综上,在UGC的情景下,“智能剪辑”的“智能性”为普通用户省去了“创”的付出步骤,“娱乐性”又在很大程度上削减了普通用户个性的融入,导致“智能剪辑”短视频包含的普通用户独创性表达不会太多或者存在“模糊地带”。但在真正意义上的“智能”出现之前,人的参与仍然不可或缺,在智能化程度越高的情况下,抛开创作主体问题,“智能剪辑”短视频的“独创性”已经越来越倾向于能够与传统的人工剪辑媲美。笔者认为从实然角度出发,综合考虑权利保护、交易便利、可能的权利滥用等因素,“智能剪辑”平台在商业活动中不应也不必回避模糊地带,即便在用户参与极少的情况下,亦可将“智能剪辑”短视频视为作品,并将普通用户视为作者,通过用户协议以“合意”的方式约定生成的“智能剪辑”短视频及内容的归属和后续使用,获得“来源于用户的授权”。在合理使用通常不能适用的情况下,“智能剪辑”平台应充分重视就提供给用户,供用户剪辑内容获得完整、充分的授权,以便结合自身商业模式,获得“来源于权利人的授权”。做好上述两方面授权后,“智能剪辑”平台与用户将进入“良性互动”,平台得到了其需要的流量、知名度和不断丰富的“内容库”,用户在体验娱乐的同时不必担心侵犯在先权利人知识产权,自身权利也得到了一定程度的保护。最后,作者相信,随着“智能”技术的不断发展,“智能剪辑”还将在很长一段时间内层出不穷并吸引人们的眼球,但随着人们对技术认识的不断发展甚至对“表达的前提乃自然人所独有的智力或思想” [11]观念可能的突破,“智能剪辑”短视频的可版权性、权利归属问题等还将会不断被讨论。
注:实习生黄啸枫对本文亦有贡献。
参考文献:
[1] 孙飞,张静.短视频著作权保护问题研究[J].电子知识产权,2018(05):65-73.

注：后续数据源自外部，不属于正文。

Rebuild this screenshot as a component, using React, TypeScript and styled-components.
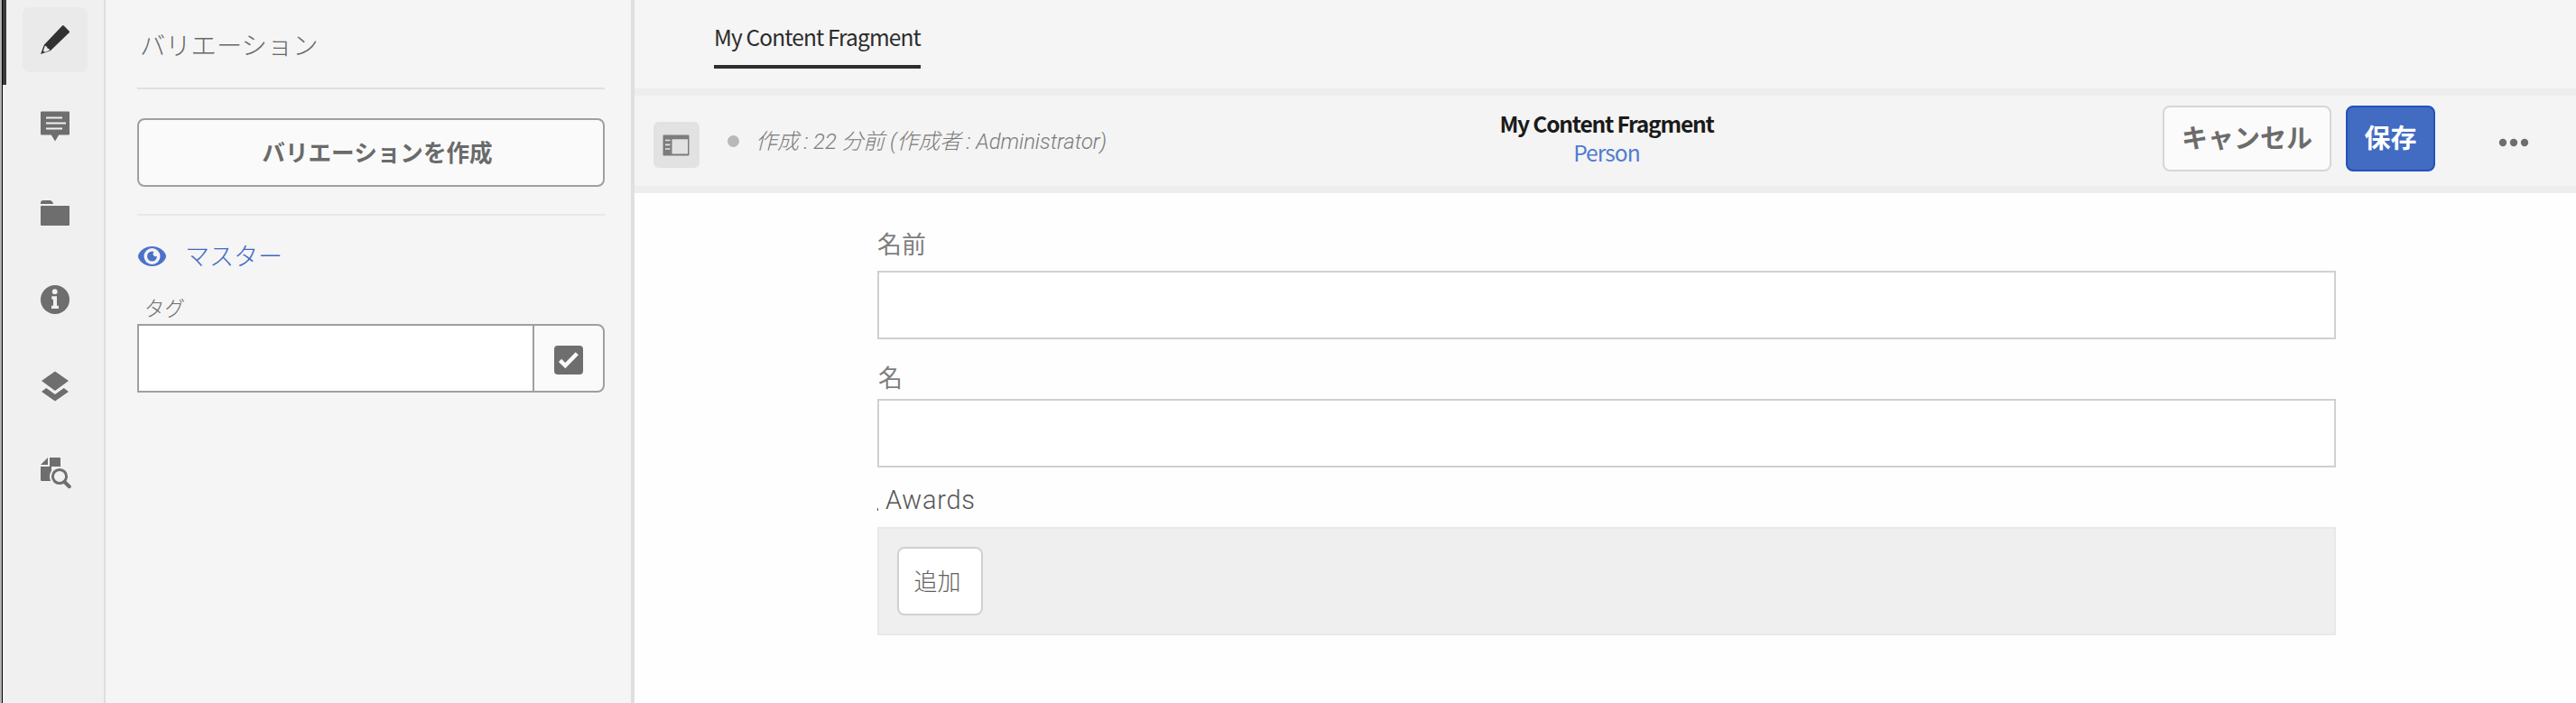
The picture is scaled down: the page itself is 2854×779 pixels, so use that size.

[2] 崔国斌. 著作权法:原理与案例[M]. 2014.
[3] 张雯,朱阁.侵害短视频著作权案件的审理思路和主要问题——以“抖音短视频”诉“伙拍小视频”侵害作品信息网络传播权纠纷一案为例[J].法律适用(司法案例),2019(06):3-14.
[4] 王迁.论人工智能生成的内容在著作权法中的定性[J].法律科学(西北政法大学学报),2017,35(05):148-155.
[5](2018)京0491民初239号民事判决书
[6] 崔国斌.知识产权法官造法批判[J].中国法学,2006(01):144-164.
[7] Demsetz, H. . (1974). Toward a theory of property rights. American Economic Review, 57(2), 347-359.
[8] Leval, P. N. (1990). Toward fair use standard. Harvard Law Review 103(5), 1105-1136.
[9] Campbell v. Acuff-Rose Music, Inc., 510 U.S. 569, 114 S. Ct. 1164, 127 L. Ed. 2d 500, 1994 U.S.
[10]参见:(2017)粤73民终85号民事判决书、(2011)一中民初字第1321号民事判决书。
[11] 熊琦.人工智能生成内容的著作权认定[J].知识产权,2017(03):3-8.